> _DATA SHOWN_:
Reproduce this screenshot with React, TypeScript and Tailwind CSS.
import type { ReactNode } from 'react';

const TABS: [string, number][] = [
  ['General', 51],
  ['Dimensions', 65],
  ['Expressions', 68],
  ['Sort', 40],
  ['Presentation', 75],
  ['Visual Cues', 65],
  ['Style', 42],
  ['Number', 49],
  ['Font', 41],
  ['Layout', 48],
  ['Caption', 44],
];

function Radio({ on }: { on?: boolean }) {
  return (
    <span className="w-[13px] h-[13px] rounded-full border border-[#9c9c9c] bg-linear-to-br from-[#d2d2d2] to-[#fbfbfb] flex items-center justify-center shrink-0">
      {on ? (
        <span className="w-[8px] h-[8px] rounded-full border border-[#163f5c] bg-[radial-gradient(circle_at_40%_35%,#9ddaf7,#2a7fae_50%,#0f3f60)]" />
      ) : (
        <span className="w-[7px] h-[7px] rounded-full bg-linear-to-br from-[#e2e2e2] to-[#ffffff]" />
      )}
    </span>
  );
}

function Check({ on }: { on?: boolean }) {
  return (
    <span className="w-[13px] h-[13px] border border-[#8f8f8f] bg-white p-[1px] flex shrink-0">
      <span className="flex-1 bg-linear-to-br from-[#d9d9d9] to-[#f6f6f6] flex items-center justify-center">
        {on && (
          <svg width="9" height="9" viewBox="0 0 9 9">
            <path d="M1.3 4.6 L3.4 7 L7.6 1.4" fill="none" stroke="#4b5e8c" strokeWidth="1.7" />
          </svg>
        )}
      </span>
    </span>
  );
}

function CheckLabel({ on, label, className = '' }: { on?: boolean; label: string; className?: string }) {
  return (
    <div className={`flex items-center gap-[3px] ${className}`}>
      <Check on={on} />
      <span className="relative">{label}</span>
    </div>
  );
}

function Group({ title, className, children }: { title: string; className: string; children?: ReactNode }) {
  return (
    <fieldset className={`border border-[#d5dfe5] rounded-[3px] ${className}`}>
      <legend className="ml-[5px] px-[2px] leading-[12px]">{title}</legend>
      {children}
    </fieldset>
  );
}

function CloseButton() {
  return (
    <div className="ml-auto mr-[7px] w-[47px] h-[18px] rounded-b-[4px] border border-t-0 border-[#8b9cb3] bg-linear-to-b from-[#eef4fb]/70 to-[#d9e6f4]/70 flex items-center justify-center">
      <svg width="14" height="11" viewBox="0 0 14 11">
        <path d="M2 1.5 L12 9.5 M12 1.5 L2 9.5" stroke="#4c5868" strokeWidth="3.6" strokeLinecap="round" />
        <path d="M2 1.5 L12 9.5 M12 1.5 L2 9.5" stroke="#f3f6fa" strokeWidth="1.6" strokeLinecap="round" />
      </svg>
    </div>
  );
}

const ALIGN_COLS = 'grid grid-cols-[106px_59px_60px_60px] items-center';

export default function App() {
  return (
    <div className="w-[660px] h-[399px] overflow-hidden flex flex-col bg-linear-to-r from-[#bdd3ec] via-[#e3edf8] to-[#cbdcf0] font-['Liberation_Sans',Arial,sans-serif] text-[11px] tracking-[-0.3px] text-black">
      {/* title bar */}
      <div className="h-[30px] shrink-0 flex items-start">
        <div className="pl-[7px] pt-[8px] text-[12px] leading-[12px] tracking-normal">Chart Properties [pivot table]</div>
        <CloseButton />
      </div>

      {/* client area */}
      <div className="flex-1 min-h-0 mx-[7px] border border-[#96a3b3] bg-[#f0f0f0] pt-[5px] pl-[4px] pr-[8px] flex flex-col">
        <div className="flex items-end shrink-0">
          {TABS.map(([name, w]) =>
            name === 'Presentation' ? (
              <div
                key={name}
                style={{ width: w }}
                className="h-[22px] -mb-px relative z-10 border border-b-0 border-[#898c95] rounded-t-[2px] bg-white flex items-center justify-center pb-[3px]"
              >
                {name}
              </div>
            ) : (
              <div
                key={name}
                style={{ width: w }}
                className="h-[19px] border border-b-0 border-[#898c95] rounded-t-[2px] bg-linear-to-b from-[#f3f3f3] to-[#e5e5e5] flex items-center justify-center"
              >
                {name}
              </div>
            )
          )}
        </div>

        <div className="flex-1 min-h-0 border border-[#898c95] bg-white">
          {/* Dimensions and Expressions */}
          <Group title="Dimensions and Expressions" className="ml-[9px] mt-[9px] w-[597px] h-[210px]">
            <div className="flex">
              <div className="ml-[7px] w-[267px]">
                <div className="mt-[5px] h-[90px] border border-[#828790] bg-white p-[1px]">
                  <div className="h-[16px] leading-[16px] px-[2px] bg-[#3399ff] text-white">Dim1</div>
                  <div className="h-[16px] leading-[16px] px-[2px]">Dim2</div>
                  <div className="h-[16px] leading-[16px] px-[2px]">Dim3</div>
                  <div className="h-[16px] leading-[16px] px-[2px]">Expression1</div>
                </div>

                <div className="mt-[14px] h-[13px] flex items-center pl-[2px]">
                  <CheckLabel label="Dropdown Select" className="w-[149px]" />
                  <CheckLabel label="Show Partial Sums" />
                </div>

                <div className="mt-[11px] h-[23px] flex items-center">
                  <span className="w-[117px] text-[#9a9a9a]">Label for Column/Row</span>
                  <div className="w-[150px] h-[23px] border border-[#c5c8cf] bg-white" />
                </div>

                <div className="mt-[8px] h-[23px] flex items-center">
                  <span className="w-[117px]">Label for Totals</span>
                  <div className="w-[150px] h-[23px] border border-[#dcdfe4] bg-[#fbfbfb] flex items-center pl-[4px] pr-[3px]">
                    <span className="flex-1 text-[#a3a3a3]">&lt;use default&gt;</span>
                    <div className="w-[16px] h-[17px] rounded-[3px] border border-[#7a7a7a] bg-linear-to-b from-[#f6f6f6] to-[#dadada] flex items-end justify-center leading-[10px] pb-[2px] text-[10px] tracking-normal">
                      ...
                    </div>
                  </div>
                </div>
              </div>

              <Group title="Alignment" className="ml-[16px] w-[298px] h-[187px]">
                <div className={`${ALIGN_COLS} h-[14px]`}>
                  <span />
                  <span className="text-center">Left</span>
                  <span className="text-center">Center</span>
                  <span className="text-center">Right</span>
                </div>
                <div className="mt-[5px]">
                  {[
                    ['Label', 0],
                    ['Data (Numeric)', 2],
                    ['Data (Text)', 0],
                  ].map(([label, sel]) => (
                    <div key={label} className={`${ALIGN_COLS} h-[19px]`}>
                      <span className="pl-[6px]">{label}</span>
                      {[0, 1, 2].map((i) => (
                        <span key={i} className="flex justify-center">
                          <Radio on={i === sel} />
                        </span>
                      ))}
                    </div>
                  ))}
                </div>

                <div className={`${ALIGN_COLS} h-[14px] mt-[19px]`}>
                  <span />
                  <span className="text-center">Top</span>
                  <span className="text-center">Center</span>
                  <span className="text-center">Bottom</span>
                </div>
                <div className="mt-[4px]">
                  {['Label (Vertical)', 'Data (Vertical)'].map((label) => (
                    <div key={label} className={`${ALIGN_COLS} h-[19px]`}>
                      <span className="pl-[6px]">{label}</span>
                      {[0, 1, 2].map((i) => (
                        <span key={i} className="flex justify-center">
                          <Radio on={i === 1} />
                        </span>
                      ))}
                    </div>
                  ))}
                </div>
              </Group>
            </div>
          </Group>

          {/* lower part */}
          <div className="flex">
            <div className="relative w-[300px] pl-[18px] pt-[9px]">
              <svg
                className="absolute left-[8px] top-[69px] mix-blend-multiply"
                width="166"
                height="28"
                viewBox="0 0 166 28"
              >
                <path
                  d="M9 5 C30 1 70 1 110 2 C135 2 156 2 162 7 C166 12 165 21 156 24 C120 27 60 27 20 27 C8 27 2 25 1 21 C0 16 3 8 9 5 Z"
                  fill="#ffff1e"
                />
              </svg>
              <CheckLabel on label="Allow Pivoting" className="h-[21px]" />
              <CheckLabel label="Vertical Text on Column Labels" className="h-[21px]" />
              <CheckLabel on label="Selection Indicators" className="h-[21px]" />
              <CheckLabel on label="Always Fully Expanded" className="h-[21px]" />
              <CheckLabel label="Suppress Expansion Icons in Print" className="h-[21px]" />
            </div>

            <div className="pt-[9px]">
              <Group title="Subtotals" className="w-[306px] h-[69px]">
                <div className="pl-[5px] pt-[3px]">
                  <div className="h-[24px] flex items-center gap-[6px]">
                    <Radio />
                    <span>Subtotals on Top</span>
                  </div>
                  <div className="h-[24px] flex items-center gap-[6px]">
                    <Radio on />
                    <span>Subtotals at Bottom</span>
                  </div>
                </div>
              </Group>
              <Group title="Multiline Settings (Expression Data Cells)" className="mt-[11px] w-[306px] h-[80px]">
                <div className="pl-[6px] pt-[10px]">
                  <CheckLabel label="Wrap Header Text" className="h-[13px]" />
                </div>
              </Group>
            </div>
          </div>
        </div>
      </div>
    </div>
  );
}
* * *
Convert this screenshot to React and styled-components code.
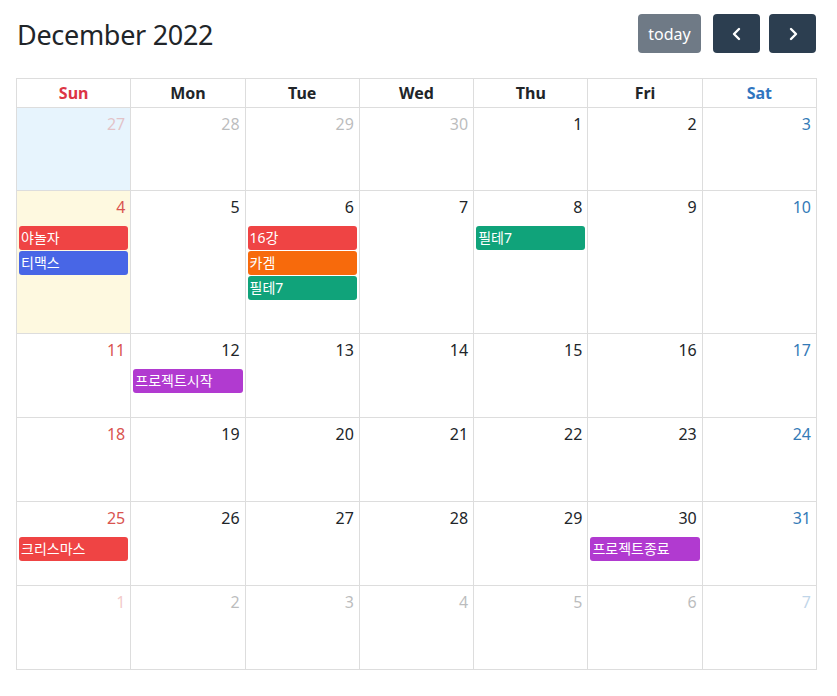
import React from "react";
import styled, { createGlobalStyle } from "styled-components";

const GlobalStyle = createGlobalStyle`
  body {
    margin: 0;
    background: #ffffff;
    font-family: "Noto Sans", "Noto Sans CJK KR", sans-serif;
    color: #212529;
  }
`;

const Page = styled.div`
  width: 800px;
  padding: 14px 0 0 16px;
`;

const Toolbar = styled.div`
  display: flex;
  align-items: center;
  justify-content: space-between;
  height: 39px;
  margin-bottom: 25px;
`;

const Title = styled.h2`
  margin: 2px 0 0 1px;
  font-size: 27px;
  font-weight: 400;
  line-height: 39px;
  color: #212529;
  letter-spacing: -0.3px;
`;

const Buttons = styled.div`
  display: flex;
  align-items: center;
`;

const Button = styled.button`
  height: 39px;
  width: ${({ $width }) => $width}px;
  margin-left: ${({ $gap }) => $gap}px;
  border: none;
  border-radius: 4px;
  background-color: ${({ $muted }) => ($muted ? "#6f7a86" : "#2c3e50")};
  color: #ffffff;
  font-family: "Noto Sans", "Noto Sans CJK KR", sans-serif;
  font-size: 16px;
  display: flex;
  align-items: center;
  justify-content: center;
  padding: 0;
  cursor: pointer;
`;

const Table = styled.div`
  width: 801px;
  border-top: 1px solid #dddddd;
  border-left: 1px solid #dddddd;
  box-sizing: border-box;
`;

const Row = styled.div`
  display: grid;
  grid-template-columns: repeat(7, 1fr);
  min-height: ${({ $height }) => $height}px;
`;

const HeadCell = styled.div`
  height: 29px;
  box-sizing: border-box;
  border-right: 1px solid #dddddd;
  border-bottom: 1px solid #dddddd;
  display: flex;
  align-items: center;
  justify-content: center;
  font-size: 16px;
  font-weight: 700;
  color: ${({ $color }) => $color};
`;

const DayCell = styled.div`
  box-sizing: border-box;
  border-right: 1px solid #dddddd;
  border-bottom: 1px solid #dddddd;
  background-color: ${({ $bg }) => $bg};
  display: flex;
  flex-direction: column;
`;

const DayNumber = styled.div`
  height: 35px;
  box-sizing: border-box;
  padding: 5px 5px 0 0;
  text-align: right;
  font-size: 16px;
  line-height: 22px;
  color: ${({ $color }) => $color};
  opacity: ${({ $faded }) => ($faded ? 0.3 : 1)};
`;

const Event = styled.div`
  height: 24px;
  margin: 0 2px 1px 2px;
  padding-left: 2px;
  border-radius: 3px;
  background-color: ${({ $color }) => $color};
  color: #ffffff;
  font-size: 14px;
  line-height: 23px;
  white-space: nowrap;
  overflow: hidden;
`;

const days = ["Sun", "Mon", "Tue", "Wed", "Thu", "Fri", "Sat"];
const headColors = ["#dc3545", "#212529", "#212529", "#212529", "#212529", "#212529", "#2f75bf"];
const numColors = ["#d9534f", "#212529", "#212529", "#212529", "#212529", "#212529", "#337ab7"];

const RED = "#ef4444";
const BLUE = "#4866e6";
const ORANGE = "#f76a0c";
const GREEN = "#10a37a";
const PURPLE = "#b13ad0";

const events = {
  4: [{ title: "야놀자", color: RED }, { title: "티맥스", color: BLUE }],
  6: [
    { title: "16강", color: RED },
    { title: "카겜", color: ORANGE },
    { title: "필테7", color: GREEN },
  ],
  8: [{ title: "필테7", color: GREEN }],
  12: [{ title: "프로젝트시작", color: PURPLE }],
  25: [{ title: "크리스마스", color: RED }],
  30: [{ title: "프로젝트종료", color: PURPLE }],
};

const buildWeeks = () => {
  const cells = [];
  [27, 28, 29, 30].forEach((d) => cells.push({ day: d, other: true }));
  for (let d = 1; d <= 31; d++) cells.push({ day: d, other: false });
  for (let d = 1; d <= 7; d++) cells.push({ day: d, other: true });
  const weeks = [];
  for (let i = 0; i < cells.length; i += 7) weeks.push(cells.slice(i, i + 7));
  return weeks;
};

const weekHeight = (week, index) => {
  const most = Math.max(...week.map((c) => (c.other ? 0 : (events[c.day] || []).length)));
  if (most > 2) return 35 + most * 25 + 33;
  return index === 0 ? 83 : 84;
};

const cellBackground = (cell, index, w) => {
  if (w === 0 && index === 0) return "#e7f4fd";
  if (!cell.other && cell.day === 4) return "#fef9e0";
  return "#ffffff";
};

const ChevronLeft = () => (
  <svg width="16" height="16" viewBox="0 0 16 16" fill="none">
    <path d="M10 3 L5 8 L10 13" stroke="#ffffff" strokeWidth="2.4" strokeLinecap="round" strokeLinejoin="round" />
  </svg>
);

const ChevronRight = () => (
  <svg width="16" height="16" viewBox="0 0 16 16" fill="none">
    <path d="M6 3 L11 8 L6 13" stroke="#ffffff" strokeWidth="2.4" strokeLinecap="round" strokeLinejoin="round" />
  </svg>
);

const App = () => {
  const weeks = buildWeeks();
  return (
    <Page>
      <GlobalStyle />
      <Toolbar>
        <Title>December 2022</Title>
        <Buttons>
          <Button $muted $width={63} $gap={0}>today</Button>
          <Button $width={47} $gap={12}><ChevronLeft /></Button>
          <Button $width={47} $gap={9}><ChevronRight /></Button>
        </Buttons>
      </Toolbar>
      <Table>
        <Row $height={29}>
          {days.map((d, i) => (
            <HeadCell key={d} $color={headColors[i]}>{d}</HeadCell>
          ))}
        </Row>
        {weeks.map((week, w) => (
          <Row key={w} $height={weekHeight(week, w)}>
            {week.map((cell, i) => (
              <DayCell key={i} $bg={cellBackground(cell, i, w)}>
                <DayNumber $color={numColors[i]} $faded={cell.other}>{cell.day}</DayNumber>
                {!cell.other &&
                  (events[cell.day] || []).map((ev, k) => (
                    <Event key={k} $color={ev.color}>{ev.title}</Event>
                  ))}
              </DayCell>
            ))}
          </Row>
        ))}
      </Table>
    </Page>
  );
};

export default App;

> _TASK TO CARRY OUT_: Show each line holding the word "this".

> _WORKED SOLUTION_:
Reproduce this screenshot with React, TypeScript and Tailwind CSS.
Convert this screenshot to React and styled-components code.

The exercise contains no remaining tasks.